This could be exploited by advertisers, for instance, using the information gleaned from eavesdropped media content.
Smart voice assistants like Google Assistant or Samsung Bixby meanwhile repeat the user’s voice commands using the phone’s loudspeakers, to affirm that they understood the request. This opens up the possibility of an attacker learning the voice assistant’s responses, thus learning more about the user and her habits.
Under the Hood
Spearphone attempts to compromise speech privacy by performing gender, speaker and speech classification, via signal processing along with machine learning, the team said.

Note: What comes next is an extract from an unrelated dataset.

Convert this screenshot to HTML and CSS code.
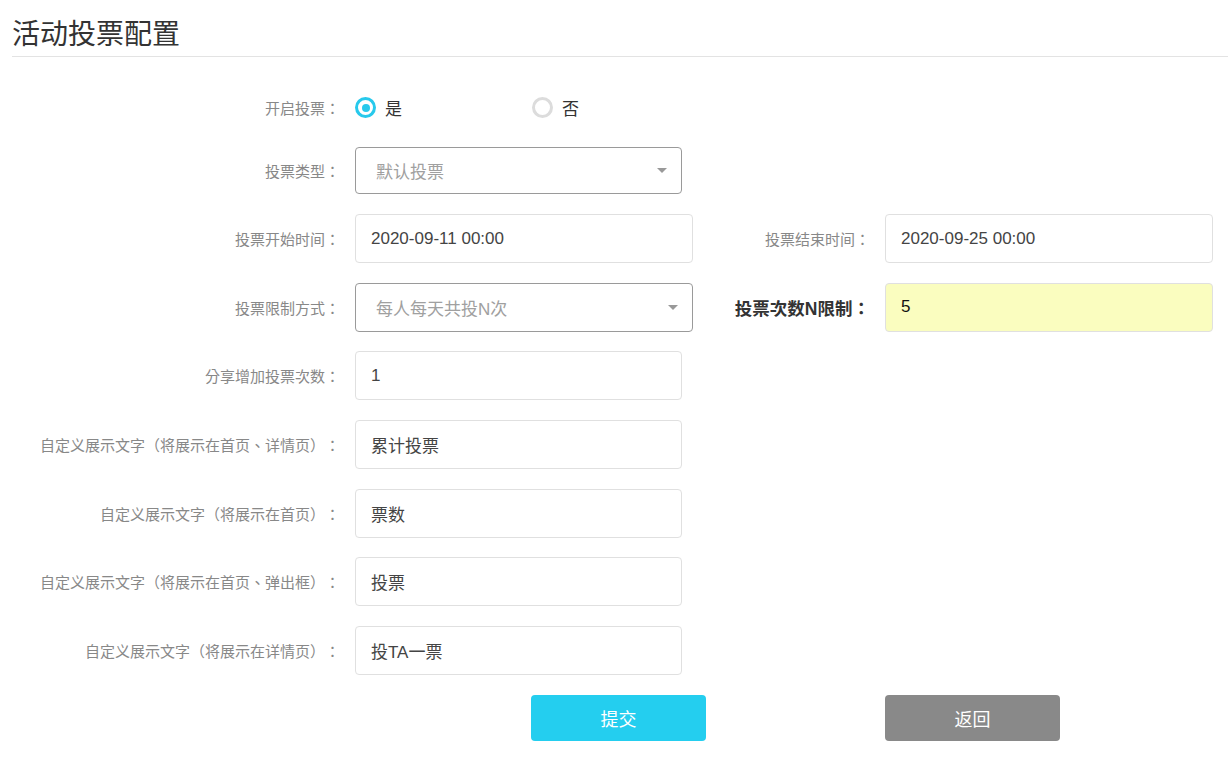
FILE: index.html
```html
<!DOCTYPE html>
<html lang="zh-CN">
<head>
<meta charset="utf-8">
<title>活动投票配置</title>
<link rel="stylesheet" href="styles.css">
</head>
<body>
<div class="page">
  <h1 class="title">活动投票配置</h1>
  <form class="form">
    <div class="row row-radio">
      <label class="label">开启投票：</label>
      <div class="radios">
        <span class="radio-opt"><span class="radio checked"></span><span class="radio-text">是</span></span>
        <span class="radio-opt"><span class="radio"></span><span class="radio-text">否</span></span>
      </div>
    </div>
    <div class="row row-select">
      <label class="label">投票类型：</label>
      <div class="select w327"><span class="placeholder">默认投票</span><span class="caret"></span></div>
    </div>
    <div class="row">
      <label class="label">投票开始时间：</label>
      <div class="input w338">2020-09-11 00:00</div>
      <label class="label label-right">投票结束时间：</label>
      <div class="input w328">2020-09-25 00:00</div>
    </div>
    <div class="row">
      <label class="label">投票限制方式：</label>
      <div class="select w338"><span class="placeholder">每人每天共投N次</span><span class="caret"></span></div>
      <label class="label label-right label-strong">投票次数N限制：</label>
      <div class="input w328 highlight">5</div>
    </div>
    <div class="row">
      <label class="label">分享增加投票次数：</label>
      <div class="input w327">1</div>
    </div>
    <div class="row">
      <label class="label">自定义展示文字（将展示在首页、详情页）：</label>
      <div class="input w327">累计投票</div>
    </div>
    <div class="row">
      <label class="label">自定义展示文字（将展示在首页）：</label>
      <div class="input w327">票数</div>
    </div>
    <div class="row">
      <label class="label">自定义展示文字（将展示在首页、弹出框）：</label>
      <div class="input w327">投票</div>
    </div>
    <div class="row">
      <label class="label">自定义展示文字（将展示在详情页）：</label>
      <div class="input w327">投TA一票</div>
    </div>
    <div class="actions">
      <button type="button" class="btn btn-primary">提交</button>
      <button type="button" class="btn btn-gray">返回</button>
    </div>
  </form>
</div>
</body>
</html>
```
FILE: styles.css
```css
* { box-sizing: border-box; }
html, body { margin: 0; padding: 0; background: #fff; }
body {
  font-family: "Liberation Sans", "Noto Sans CJK SC", sans-serif;
  color: #333;
  text-spacing-trim: space-all;
}
.page { padding-top: 18px; }
.title {
  margin: 0 0 0 12px;
  font-size: 28px;
  font-weight: normal;
  line-height: 34px;
  height: 39px;
  padding-bottom: 4px;
  border-bottom: 1px solid #e3e3e3;
  color: #333;
}
.form { margin-top: 27px; }
.row {
  display: flex;
  align-items: center;
  height: 49px;
  margin-bottom: 19.7px;
}
.row-radio { height: 47px; margin-bottom: 16px; }
.row-select { height: 47px; margin-bottom: 20px; }
.label {
  width: 340px;
  margin-right: 15px;
  text-align: right;
  font-family: "Liberation Sans", "Noto Sans CJK TC", sans-serif;
  font-feature-settings: "locl" 0;
  font-size: 15px;
  color: #888;
  white-space: nowrap;
  flex: none;
  text-spacing-trim: space-all;
}
.label-right { width: 177px; }
.label-strong { font-size: 17.5px; font-weight: bold; color: #333; }
.radios { display: flex; align-items: center; }
.radio-opt { display: flex; align-items: center; width: 177px; }
.radio {
  width: 21px; height: 21px;
  border-radius: 50%;
  border: 3px solid #dcdcdc;
  display: inline-flex;
  align-items: center;
  justify-content: center;
  flex: none;
}
.radio.checked { border-color: #27c9ec; }
.radio.checked::after {
  content: "";
  width: 8px; height: 8px;
  border-radius: 50%;
  background: #27c9ec;
}
.radio-text { margin-left: 9px; font-size: 17px; color: #333; }
.input, .select {
  height: 100%;
  display: flex;
  align-items: center;
  border-radius: 4px;
  font-size: 17px;
  flex: none;
}
.input {
  border: 1px solid #e0e0e0;
  padding-left: 15px;
  color: #444;
}
.select {
  border: 1px solid #9a9a9a;
  padding: 0 14px 0 20px;
  justify-content: space-between;
}
.placeholder { color: #a0a0a0; }
.caret {
  width: 0; height: 0;
  border-left: 5px solid transparent;
  border-right: 5px solid transparent;
  border-top: 5px solid #999;
}
.w327 { width: 327px; }
.w338 { width: 338px; }
.w328 { width: 328px; }
.highlight { background: #fafdbf; color: #111; }
.actions {
  display: flex;
  padding-left: 531px;
  gap: 179px;
  margin-top: 0.3px;
}
.btn {
  width: 175px;
  height: 46px;
  border: 0;
  border-radius: 4px;
  color: #fff;
  font-family: "Liberation Sans", "Noto Sans CJK SC", sans-serif;
  font-size: 18px;
}
.btn-primary { background: #24ceef; }
.btn-gray { background: #898989; }
```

From an attacker’s perspective, gender classification helps the attacker to narrow down the set of speakers for unidentified speech samples, thereby increasing the recognition accuracy for speaker identification. This can also cause a privacy compromise in scenarios where the gender of a person may be used to target them for advertising or could be used for discrimination purposes.
“Certain oppressive societies put restrictions on particular genders and may use gender classification to target individuals in potentially harmful ways,” the researchers noted.
Speaker classification meanwhile helps the attacker with more context about the communicated speech (in addition to revealing the identity of one of the parties involved in a private voice call).
“For example, an attacker can learn if a particular individual was in contact with the phone owner at a given time,” researchers said. “Another example could be a person of interest under surveillance by law enforcement who is in contact with the phone owner. It could also lead to leakage of the entire phone log of the phone owner.”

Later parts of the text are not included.